Sulfur isotopic composition of individual organic compounds from Cariaco Basin sediments
- Author(s): Raven, MR
- Adkins, JF
- Werne, JP
- Lyons, TW
- Sessions, AL
- et al.
Published Web Locationhttps://doi.org/10.1016/j.orggeochem.2015.01.002
© 2015 Elsevier Ltd. Reactions between reduced inorganic sulfur and organic compounds are thought to be important for the preservation of organic matter (OM) in sediments, but the sulfurization process is poorly understood. Sulfur isotopes are potentially useful tracers of sulfurization reactions, which often occur in the presence of a strong porewater isotopic gradient driven by microbial sulfate reduction. Prior studies of bulk sedimentary OM indicate that sulfurized products are 34S-enriched relative to coexisting sulfide, and experiments have produced 34S-enriched organosulfur compounds. However, analytical limitations have prevented the relationship from being tested at the molecular level in natural environments. Here we apply a new method, coupled gas chromatography - inductively coupled plasma mass spectrometry, to measure the compound-specific sulfur isotopic compositions of volatile organosulfur compounds over a 6m core of anoxic Cariaco Basin sediments.
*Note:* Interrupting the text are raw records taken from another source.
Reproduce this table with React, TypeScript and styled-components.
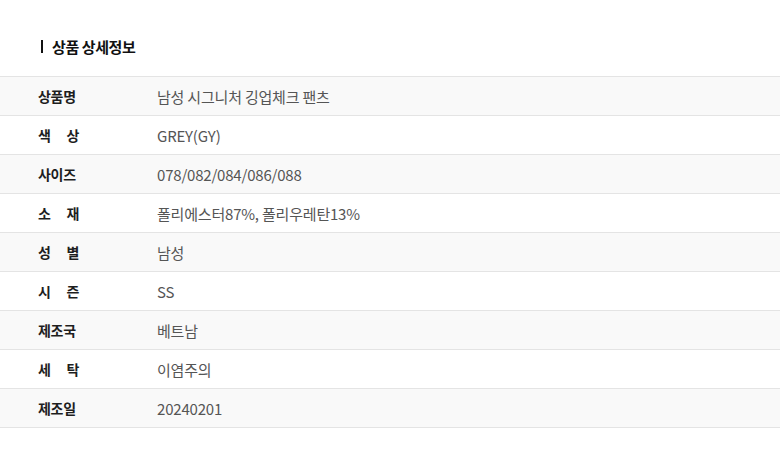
import { createGlobalStyle } from 'styled-components';
import styled from 'styled-components';

const GlobalStyle = createGlobalStyle`
  html, body {
    margin: 0;
    padding: 0;
    background: #fff;
  }
  body {
    font-family: 'Noto Sans CJK KR', 'Noto Sans', sans-serif;
  }
`;

const Root = styled.section`
  padding-top: 36px;
  width: 780px;
`;

const Title = styled.h3`
  display: flex;
  align-items: center;
  gap: 9px;
  margin: 0 0 20px 41px;
  height: 20px;
  font-size: 15px;
  font-weight: 700;
  color: #111;
  letter-spacing: -0.4px;

  &::before {
    content: '';
    display: block;
    width: 2px;
    height: 13px;
    background: #111;
  }
`;

const Table = styled.div`
  border-top: 1px solid #e4e4e4;
`;

const Row = styled.div<{ shaded: boolean }>`
  display: flex;
  align-items: center;
  height: 38px;
  border-bottom: 1px solid #e4e4e4;
  background: ${({ shaded }) => (shaded ? '#f9f9f9' : '#fff')};
`;

const Label = styled.div`
  width: 41px;
  margin-left: 38px;
  margin-right: 78px;
  font-size: 14px;
  font-weight: 700;
  color: #1e1e1e;
  letter-spacing: -0.3px;
  text-align: justify;
  text-align-last: justify;
  white-space: nowrap;
`;

const Value = styled.div`
  font-size: 15px;
  color: #555;
  letter-spacing: -0.2px;
`;

const rows: [string, string][] = [
  ['상품명', '남성 시그니처 깅업체크 팬츠'],
  ['색 상', 'GREY(GY)'],
  ['사이즈', '078/082/084/086/088'],
  ['소 재', '폴리에스터87%, 폴리우레탄13%'],
  ['성 별', '남성'],
  ['시 즌', 'SS'],
  ['제조국', '베트남'],
  ['세 탁', '이염주의'],
  ['제조일', '20240201'],
];

export default function App() {
  return (
    <>
      <GlobalStyle />
      <Root>
        <Title>상품 상세정보</Title>
        <Table>
          {rows.map(([label, value], i) => (
            <Row key={label} shaded={i % 2 === 0}>
              <Label>{label}</Label>
              <Value>{value}</Value>
            </Row>
          ))}
        </Table>
      </Root>
    </>
  );
}
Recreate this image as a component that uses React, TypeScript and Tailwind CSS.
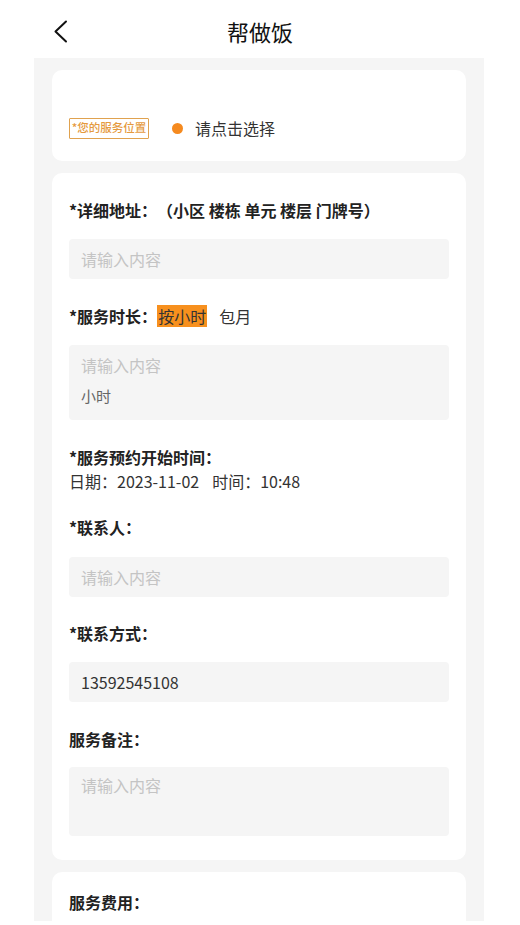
import React from "react";

const font = { fontFamily: '"Noto Sans CJK SC", "Noto Sans", sans-serif' };

function Label({ children, className = "" }: { children: React.ReactNode; className?: string }) {
  return (
    <div className={`text-[16px] leading-[24px] font-bold text-[#222] ${className}`}>{children}</div>
  );
}

function Input({ className = "", children }: { className?: string; children: React.ReactNode }) {
  return (
    <div className={`h-[40px] rounded-[4px] bg-[#f5f5f5] px-[12px] flex items-center text-[16px] ${className}`}>
      {children}
    </div>
  );
}

export default function App() {
  return (
    <div className="w-[520px] h-[925px] bg-white overflow-hidden [text-spacing-trim:space-all]" style={font}>
      <div className="h-[58px] relative flex items-center justify-center">
        <svg className="absolute left-[52px] top-[19px]" width="18" height="25" viewBox="0 0 18 25" fill="none">
          <path d="M14 2.5 L3.5 12.5 L14 22.5" stroke="#111" strokeWidth="2" strokeLinecap="round" strokeLinejoin="round" />
        </svg>
        <div className="text-[22px] text-[#111] leading-[30px] mt-[4px]">帮做饭</div>
      </div>
      <div className="ml-[34px] w-[450px] h-[863px] overflow-hidden bg-[#f5f5f5] px-[18px] pt-[12px]">
        <div className="h-[91px] rounded-[10px] bg-white px-[17px] pt-[46px]">
          <div className="flex items-center">
            <div className="h-[21px] w-[80px] border border-[#e0a24f] rounded-[1px] flex items-center justify-center text-[11.5px] font-medium text-[#e59a3e] leading-none">
              *您的服务位置
            </div>
            <div className="ml-[23px] w-[11px] h-[11px] rounded-full bg-[#f58a1f]" />
            <div className="ml-[12px] text-[16px] text-[#333] leading-[24px]">请点击选择</div>
          </div>
        </div>

        <div className="mt-[12px] rounded-[10px] bg-white px-[17px] pt-[25px] pb-[24px]">
          <Label>*详细地址：（小区 楼栋 单元 楼层 门牌号）</Label>
          <Input className="mt-[17px] text-[#c4c4c4]">请输入内容</Input>

          <div className="mt-[25px] flex items-center">
            <Label>*服务时长：</Label>
            <span className="h-[22px] px-[1px] bg-[#f7901e] text-[16px] leading-[22px] text-[#333]">按小时</span>
            <span className="ml-[12px] text-[16px] leading-[22px] text-[#333]">包月</span>
          </div>
          <div className="mt-[17px] h-[75px] rounded-[4px] bg-[#f5f5f5] px-[12px] pt-[8px]">
            <div className="text-[16px] leading-[24px] text-[#c4c4c4]">请输入内容</div>
            <div className="mt-[7px] text-[15px] leading-[24px] text-[#666]">小时</div>
          </div>

          <Label className="mt-[25px]">*服务预约开始时间：</Label>
          <div className="text-[16px] leading-[24px] text-[#333]">
            日期：2023-11-02<span className="ml-[13px]">时间：10:48</span>
          </div>

          <Label className="mt-[22px]">*联系人：</Label>
          <Input className="mt-[18px] text-[#c4c4c4]">请输入内容</Input>

          <Label className="mt-[24px]">*联系方式：</Label>
          <Input className="mt-[17px] text-[#333]">13592545108</Input>

          <Label className="mt-[25px]">服务备注：</Label>
          <div className="mt-[16px] h-[69px] rounded-[4px] bg-[#f5f5f5] px-[12px] pt-[6px] text-[16px] leading-[24px] text-[#c4c4c4]">
            请输入内容
          </div>
        </div>

        <div className="mt-[12px] h-[120px] rounded-[10px] bg-white px-[17px] pt-[18px]">
          <Label>服务费用：</Label>
        </div>
      </div>
    </div>
  );
}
In contrast to current conceptual models, nearly all extractable organosulfur compounds were substantially depleted in 34S relative to coexisting kerogen and porewater sulfide. We hypothesize that this 34S depletion is due to a normal kinetic isotope effect during the initial formation of a carbon-sulfur bond and that the source of sulfur in this relatively irreversible reaction is most likely the bisulfide anion in sedimentary porewater. The 34S-depleted products of irreversible bisulfide addition alone cannot explain the isotopic composition of total extractable or residual OM. Therefore, at least two different sulfurization pathways must operate in the Cariaco Basin, generating isotopically distinct products. Compound-specific sulfur isotope analysis thus provides new insights into the timescales and mechanisms of OM sulfurization.